I hope to do this by offering resources such that accepting these possibilities is not an act of stupidity or desperation but is legitimate and valid.  “Legitimate” in that it is commensurate with your best aspirations for selfhood and your clearest understanding of truth about the world and your existence.  “Valid” because it engages an essential interaction of affirming (you and your beliefs) while yet critiquing (them in direction of your / their ownmost possibilities).  Legitimate and valid, in essence, because their acceptance completes selfhood, understanding, and relationship in the direction of more truth and greater love.

Throughout this writing one of my key presuppositions is that these two things are co-central to both human existence and Christian faith (or more so, to the Christian God): truth and love, love and truth.  Yet this is not only where I’m coming from but, actually, where I’m ultimately headed.
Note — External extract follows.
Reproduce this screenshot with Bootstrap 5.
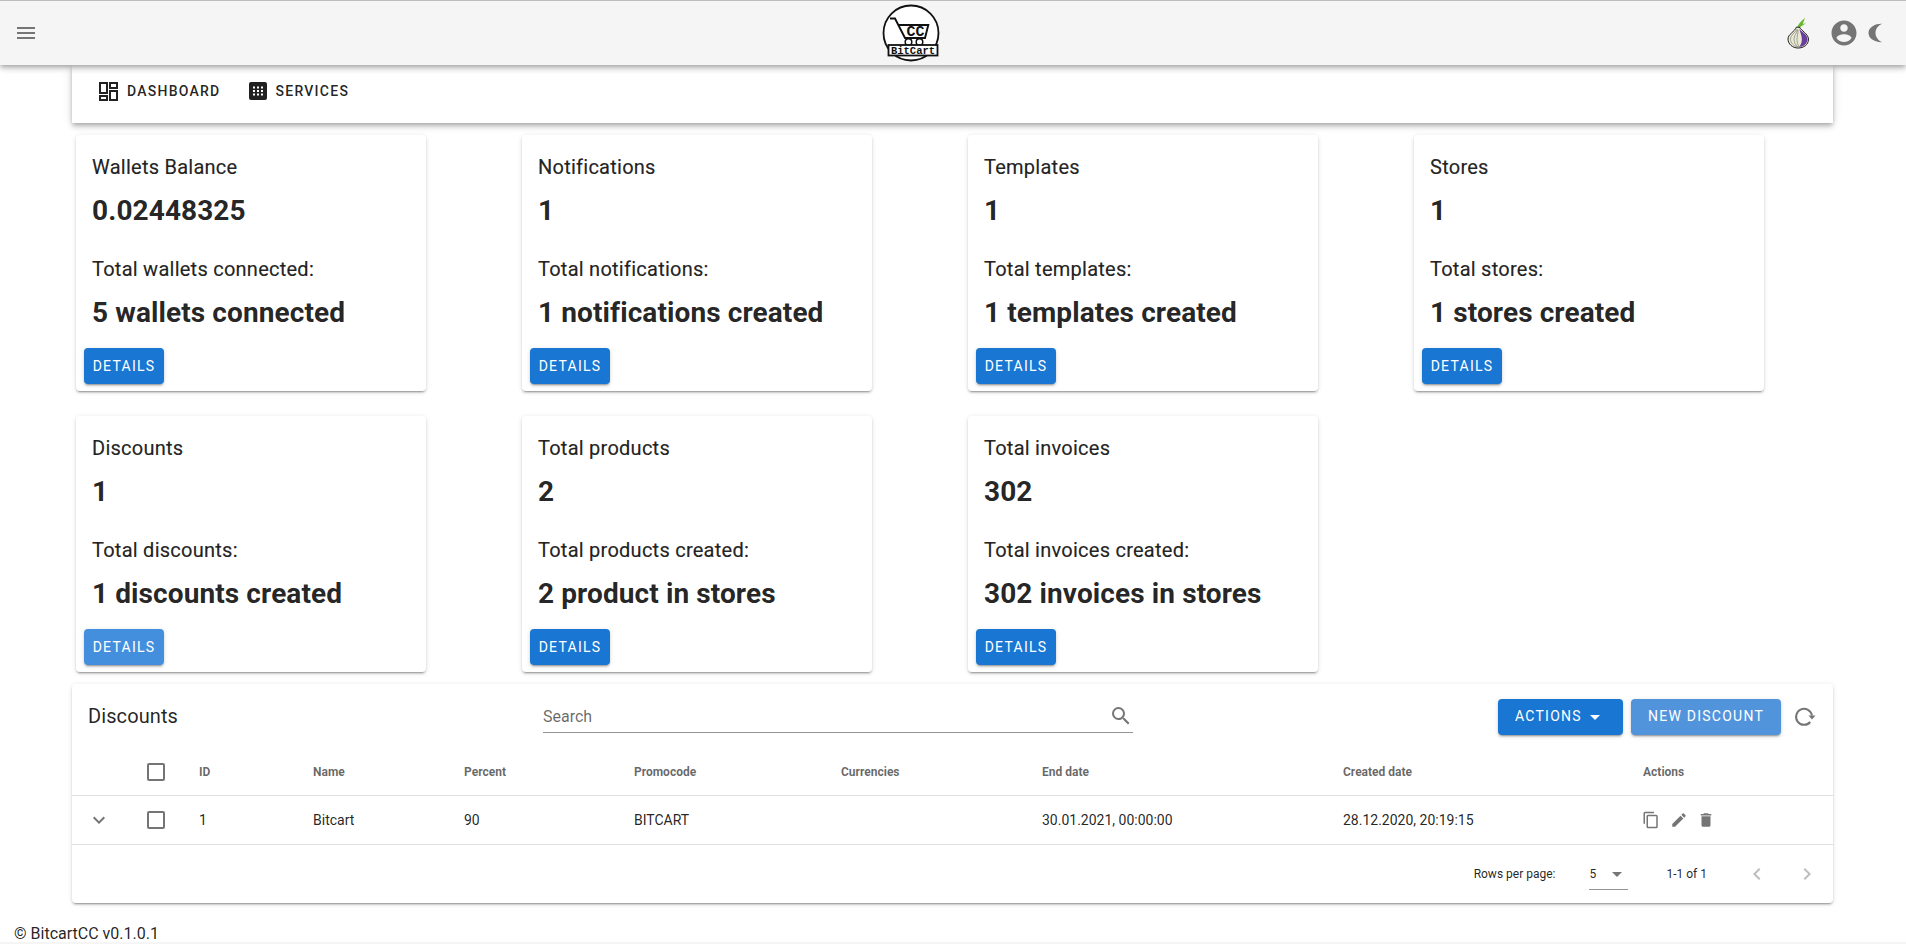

Yes, literally.  As Augustine believed that the goal of human life was happiness (not God or relationship with God), so I believe that that which is most essential to human existence is love and truth (not God or relationship with God).  Now I too, like Augustine, believe that God (the Christian God, whose identity and character do need fleshing out, though we’ll put this off for now) has a good bit to do with how this works out—more on this too, later.

But suffice it for now to indicate my belief that love and truth are the two key constituents to the topic under discussion, both as its goals and its means.